What is a Prenuptial Agreement?
Prenuptial agreements in California often have a bad reputation and are frequently misunderstood. They can be important tools to use to protect yourself, your future spouse, and each of your assets going into a marriage. What's more: they offer transparency, and that's a good place to start a marriage.
A prenuptial agreement is a contract entered into between two soon-to-be spouses before marriage which lays out the specifics of what will happen to the property they own should the marriage fail, and can address multiple other issues, such as characterization of property, inheritance, and other issues.
Prenuptial agreements in most states can be used to address many different issues, including:
- What property should be considered marital and what should be considered separate? Instead of having a judge decide this matter pursuant to the laws of your state, you can decide beforehand.

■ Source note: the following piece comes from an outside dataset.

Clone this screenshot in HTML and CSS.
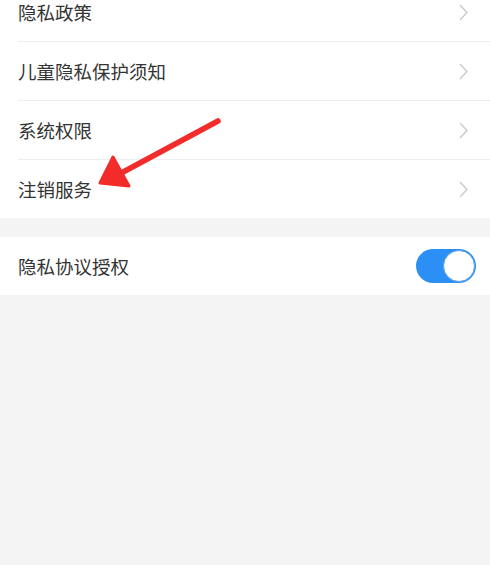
FILE: index.html
```html
<!DOCTYPE html>
<html lang="zh-CN">
<head>
<meta charset="utf-8">
<title>隐私设置</title>
<link rel="stylesheet" href="styles.css">
</head>
<body>
<main class="page">
  <ul class="group group-first">
    <li class="row"><span class="label">隐私政策</span><svg class="chevron" width="9" height="17" viewBox="0 0 9 17"><polyline points="1,1 8,8.5 1,16" fill="none" stroke="#cacaca" stroke-width="1.4"/></svg></li>
    <li class="row"><span class="label">儿童隐私保护须知</span><svg class="chevron" width="9" height="17" viewBox="0 0 9 17"><polyline points="1,1 8,8.5 1,16" fill="none" stroke="#cacaca" stroke-width="1.4"/></svg></li>
    <li class="row"><span class="label">系统权限</span><svg class="chevron" width="9" height="17" viewBox="0 0 9 17"><polyline points="1,1 8,8.5 1,16" fill="none" stroke="#cacaca" stroke-width="1.4"/></svg></li>
    <li class="row"><span class="label">注销服务</span><svg class="chevron" width="9" height="17" viewBox="0 0 9 17"><polyline points="1,1 8,8.5 1,16" fill="none" stroke="#cacaca" stroke-width="1.4"/></svg></li>
  </ul>
  <ul class="group">
    <li class="row"><span class="label">隐私协议授权</span><span class="switch on"><span class="knob"></span></span></li>
  </ul>
  <svg class="pointer" width="490" height="565" viewBox="0 0 490 565" aria-hidden="true">
    <line x1="218" y1="121" x2="112" y2="178" stroke="#f22b2b" stroke-width="5.5" stroke-linecap="round"/>
    <polygon points="100,183 113,157 129,186" fill="#f22b2b" stroke="#f22b2b" stroke-width="3" stroke-linejoin="round"/>
  </svg>
</main>
</body>
</html>
```
FILE: styles.css
```css
html, body {
  margin: 0;
  padding: 0;
  background: #f4f4f4;
}

.page {
  position: relative;
  width: 490px;
  height: 565px;
  overflow: hidden;
  font-family: "Noto Sans CJK SC", "Noto Sans", sans-serif;
  color: #333;
}

.group {
  list-style: none;
  margin: 0 0 19px;
  padding: 0 0 0 18px;
  background: #fff;
}

.group-first {
  margin-top: -17px;
}

.row {
  display: flex;
  align-items: center;
  justify-content: space-between;
  height: 58px;
  padding-right: 14px;
  border-bottom: 1px solid #eeeeee;
  font-size: 18.5px;
}

.row:last-child {
  border-bottom: none;
}

.label {
  line-height: 1;
}

.chevron {
  display: block;
  margin-right: 8px;
}

.switch {
  display: flex;
  align-items: center;
  justify-content: flex-end;
  width: 60px;
  height: 34px;
  box-sizing: border-box;
  padding: 1px;
  border-radius: 17px;
  background: #2b8ff6;
}

.knob {
  width: 32px;
  height: 32px;
  box-sizing: border-box;
  border-radius: 50%;
  background: #fff;
  border: 1px solid #5a9fe8;
}

.pointer {
  position: absolute;
  left: 0;
  top: 0;
  pointer-events: none;
}
```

- Protections for certain property. For example, if the engagement ring is a family heirloom on the spouse's side, the parties may agree that in the event of divorce, the ring goes back to the husband.
- You may agree that should one or both spouses want a divorce, the parties are required to go through mediation or arbitration.
Prenuptial agreements in most states cannot be used to address certain issues, including:
- Custody and issues of child support are not allowed to be addressed in prenuptial agreements. The reason for this is that “child support” is a claim of the child, rather than the parent, and the court will determine what is in the child's best interest, not the parents.
- Courts generally do not favor provisions that address personal rather than financial issues. For example, a prenuptial agreement should not contain a provision stating where the parties will spend their Christmases.
- A prenuptial agreement should not be used to address anything that is illegal. For example, if the family earns money through the sale of illegal drugs, who gets that business in case of divorce is not allowed to be addressed.
To be sure your prenuptial agreement is enforceable, it is best to make the terms as fair as possible to both parties, and to follow the formalities required by your state.